The Honest Tradeoffs

The guide does not provide legal advice. It cannot tell you whether your specific circumstances qualify you for a particular pathway, whether a consent document is legally valid, or whether your independent adoption is compliant with the Adoption Act. Those determinations require a lawyer.

What the guide does is give you the context to ask better questions when you do see a lawyer, arrive at that consultation already knowing the vocabulary, and avoid the "educational" billing that inflates the cost of the first appointment. Families in Saskatoon and Regina routinely report spending $800 to $1,300 on initial consultations that covered questions this guide answers in the first three chapters.

Lawyers are also not neutral parties in the process. Their mandate is your legal interests in the specific transaction, not an overview of the entire system with honest tradeoffs between pathways. The guide takes the position of a knowledgeable coach explaining the full landscape — something a lawyer has neither the mandate nor the billing structure to do.

Frequently Asked Questions

Do I legally need a lawyer to adopt in Saskatchewan?

For most adoption types, yes. The Court of King's Bench application typically requires legal representation, and in independent adoptions, both the adoptive family and the birth parent require separate legal counsel. The guide does not change this requirement — it reduces the cost of your lawyer's time by ensuring you arrive prepared.

Can the guide replace the $140 Evermore Centre orientation?

The guide covers the same conceptual ground as the Domestic Adoption Orientation and more, including pathways the DAO does not address (Independent, International, Indigenous Custom). Some families use the guide to decide whether to register for the DAO, since the DAO itself requires a $140 fee and mailing list registration just to access the information e-package.

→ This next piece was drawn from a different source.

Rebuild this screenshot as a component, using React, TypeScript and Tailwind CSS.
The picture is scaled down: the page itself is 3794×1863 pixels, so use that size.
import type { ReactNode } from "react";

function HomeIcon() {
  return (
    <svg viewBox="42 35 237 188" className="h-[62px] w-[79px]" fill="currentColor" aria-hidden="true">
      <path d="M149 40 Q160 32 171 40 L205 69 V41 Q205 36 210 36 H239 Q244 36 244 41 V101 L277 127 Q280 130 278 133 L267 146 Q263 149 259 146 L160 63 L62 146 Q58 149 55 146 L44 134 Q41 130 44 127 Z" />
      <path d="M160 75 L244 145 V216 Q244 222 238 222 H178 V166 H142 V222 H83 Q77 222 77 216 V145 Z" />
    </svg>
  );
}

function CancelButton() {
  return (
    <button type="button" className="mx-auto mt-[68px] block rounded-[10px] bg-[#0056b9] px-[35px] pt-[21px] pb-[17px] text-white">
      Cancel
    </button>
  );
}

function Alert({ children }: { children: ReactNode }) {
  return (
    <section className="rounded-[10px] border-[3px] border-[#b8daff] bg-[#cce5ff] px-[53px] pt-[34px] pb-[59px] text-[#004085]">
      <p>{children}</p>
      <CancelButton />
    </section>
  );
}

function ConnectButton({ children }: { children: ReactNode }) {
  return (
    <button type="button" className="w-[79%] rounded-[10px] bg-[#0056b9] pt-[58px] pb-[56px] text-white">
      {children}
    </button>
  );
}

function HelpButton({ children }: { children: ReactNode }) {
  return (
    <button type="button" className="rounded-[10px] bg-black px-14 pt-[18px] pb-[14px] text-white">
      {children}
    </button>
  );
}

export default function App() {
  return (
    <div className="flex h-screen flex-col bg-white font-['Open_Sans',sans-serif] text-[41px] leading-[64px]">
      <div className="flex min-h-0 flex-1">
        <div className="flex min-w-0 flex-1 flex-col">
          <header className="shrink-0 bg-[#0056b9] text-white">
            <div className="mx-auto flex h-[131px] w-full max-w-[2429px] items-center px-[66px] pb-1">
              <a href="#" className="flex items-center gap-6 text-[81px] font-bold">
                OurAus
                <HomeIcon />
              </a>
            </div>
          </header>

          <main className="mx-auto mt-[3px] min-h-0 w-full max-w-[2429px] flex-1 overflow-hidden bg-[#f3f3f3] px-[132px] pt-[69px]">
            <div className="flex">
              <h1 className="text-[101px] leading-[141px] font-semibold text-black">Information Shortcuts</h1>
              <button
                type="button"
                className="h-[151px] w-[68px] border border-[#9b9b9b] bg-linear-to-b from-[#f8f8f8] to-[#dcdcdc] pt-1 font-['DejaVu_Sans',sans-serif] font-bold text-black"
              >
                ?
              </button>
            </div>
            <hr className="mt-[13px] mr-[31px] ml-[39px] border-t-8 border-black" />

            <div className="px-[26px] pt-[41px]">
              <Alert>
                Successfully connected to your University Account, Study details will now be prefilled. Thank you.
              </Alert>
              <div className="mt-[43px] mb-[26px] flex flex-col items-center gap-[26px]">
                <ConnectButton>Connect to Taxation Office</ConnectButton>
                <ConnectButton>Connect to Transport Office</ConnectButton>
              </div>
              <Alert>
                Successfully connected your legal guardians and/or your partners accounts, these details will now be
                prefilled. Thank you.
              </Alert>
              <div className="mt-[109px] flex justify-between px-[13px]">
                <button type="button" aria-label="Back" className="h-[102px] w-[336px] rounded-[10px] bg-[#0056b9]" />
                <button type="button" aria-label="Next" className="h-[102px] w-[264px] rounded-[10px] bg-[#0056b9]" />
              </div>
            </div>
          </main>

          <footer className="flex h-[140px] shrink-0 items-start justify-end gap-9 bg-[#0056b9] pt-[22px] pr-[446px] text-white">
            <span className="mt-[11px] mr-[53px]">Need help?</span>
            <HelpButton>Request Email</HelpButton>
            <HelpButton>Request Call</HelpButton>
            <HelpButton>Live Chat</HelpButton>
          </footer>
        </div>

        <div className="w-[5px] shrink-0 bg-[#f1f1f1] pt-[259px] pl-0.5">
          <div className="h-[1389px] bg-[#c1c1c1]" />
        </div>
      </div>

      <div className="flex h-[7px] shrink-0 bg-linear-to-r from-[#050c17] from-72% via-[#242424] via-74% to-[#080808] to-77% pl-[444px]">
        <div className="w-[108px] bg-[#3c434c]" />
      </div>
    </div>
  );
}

My adoption is a relative adoption — do I still need both?

Yes. Saskatchewan requires the same Vulnerable Sector Check, Child Abuse Registry search, and Criminal Record Check for kinship applicants as for unrelated adoptive parents. You will also need an independent practitioner for the home study. The misconception that relative adoption is administratively simpler is one of the most common errors this guide corrects.

What does a Saskatchewan adoption lawyer's finalization cost typically include?

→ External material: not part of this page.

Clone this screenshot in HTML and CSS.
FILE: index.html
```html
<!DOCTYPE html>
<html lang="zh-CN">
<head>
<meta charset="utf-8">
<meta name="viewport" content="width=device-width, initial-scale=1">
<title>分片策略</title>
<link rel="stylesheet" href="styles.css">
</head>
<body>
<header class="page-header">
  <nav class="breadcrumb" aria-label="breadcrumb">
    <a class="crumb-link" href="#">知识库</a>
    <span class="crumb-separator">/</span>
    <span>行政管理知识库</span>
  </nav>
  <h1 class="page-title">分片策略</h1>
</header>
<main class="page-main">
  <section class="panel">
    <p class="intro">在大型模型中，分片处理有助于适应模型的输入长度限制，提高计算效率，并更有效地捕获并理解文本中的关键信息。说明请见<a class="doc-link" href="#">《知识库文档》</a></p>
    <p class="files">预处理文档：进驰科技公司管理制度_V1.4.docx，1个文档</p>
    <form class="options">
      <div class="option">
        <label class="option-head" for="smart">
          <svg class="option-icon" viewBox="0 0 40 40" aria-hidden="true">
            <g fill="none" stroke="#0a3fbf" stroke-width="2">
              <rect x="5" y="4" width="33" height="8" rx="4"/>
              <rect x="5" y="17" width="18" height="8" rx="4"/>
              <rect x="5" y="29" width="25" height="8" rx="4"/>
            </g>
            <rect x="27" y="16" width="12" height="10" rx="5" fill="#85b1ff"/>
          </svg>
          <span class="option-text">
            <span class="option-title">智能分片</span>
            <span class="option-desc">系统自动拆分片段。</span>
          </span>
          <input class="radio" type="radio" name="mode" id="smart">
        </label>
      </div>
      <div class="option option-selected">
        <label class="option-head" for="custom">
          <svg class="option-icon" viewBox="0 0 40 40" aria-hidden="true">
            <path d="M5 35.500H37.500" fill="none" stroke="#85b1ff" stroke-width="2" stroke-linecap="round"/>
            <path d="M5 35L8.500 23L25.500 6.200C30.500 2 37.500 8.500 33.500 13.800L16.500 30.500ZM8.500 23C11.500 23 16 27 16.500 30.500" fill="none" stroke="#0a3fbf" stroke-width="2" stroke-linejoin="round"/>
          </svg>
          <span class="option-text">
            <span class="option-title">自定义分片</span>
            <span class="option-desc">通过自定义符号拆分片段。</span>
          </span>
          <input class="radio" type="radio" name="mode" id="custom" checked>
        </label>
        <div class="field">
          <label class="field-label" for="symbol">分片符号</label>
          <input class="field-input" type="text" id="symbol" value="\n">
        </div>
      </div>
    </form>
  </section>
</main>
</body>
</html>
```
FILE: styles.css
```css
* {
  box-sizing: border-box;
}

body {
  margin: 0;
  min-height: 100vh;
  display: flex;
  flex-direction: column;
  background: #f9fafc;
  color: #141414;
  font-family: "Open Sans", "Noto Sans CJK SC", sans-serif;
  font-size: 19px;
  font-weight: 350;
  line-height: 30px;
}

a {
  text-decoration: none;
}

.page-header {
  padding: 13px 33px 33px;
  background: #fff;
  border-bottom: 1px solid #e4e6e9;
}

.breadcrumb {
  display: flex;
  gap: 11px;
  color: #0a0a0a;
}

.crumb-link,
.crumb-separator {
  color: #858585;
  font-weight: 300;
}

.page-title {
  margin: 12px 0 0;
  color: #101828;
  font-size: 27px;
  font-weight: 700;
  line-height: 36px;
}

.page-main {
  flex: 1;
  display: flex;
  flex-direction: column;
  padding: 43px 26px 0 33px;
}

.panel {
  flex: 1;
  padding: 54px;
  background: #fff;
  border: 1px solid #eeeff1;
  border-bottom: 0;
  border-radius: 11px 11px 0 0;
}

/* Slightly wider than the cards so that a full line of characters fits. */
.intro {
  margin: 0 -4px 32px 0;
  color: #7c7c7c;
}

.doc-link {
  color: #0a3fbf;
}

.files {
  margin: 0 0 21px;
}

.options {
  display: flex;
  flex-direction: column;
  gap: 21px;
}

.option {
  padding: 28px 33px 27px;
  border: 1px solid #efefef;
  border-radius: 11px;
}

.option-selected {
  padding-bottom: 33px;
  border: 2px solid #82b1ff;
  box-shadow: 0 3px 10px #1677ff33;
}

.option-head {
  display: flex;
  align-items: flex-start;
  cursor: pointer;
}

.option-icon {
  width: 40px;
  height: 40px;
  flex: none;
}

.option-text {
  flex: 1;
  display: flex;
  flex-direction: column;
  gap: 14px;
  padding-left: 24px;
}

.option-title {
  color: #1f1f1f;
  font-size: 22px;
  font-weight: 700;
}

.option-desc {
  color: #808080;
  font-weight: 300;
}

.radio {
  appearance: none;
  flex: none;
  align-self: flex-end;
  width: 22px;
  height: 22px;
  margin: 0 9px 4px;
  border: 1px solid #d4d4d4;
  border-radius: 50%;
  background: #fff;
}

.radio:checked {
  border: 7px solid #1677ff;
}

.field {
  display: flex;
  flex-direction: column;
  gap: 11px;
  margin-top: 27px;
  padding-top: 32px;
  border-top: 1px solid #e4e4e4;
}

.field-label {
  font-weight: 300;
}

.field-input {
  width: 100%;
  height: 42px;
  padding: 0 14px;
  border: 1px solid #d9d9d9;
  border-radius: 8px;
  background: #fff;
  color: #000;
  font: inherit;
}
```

For a straightforward Permanent Ward finalization, expect legal fees in the range of $2,000 to $4,000, depending on complexity and whether any contested elements arise. Independent adoptions with consent management and birth parent legal advice coordination run higher. These costs are broken down in the guide's cost map.

Is there anything in the guide that I would have to pay a lawyer for anyway?

The court application and legal document drafting cannot be replaced by a guide. What the guide replaces is the educational component of legal consultations — the time spent explaining what the MFA is, how background checks work, what happens at finalization, and which pathway matches your situation. That portion of lawyer time is the most preventable cost in the entire process.

Does Saskatchewan have legal aid for adoption?

Legal aid in Saskatchewan does not typically cover adoptive parent legal costs. Birth parents in voluntary committals may access some legal support, which the guide explains in the context of the independent legal advice requirement. This is one of the hidden costs the cost map addresses directly.


The Saskatchewan Adoption Process Guide and an adoption lawyer serve different functions at different stages. The guide is the preparation layer — the resource that makes your legal consultation more efficient and your overall process less expensive. The lawyer is the execution layer — irreplaceable at the legal steps, but significantly less costly when you arrive having already done your homework.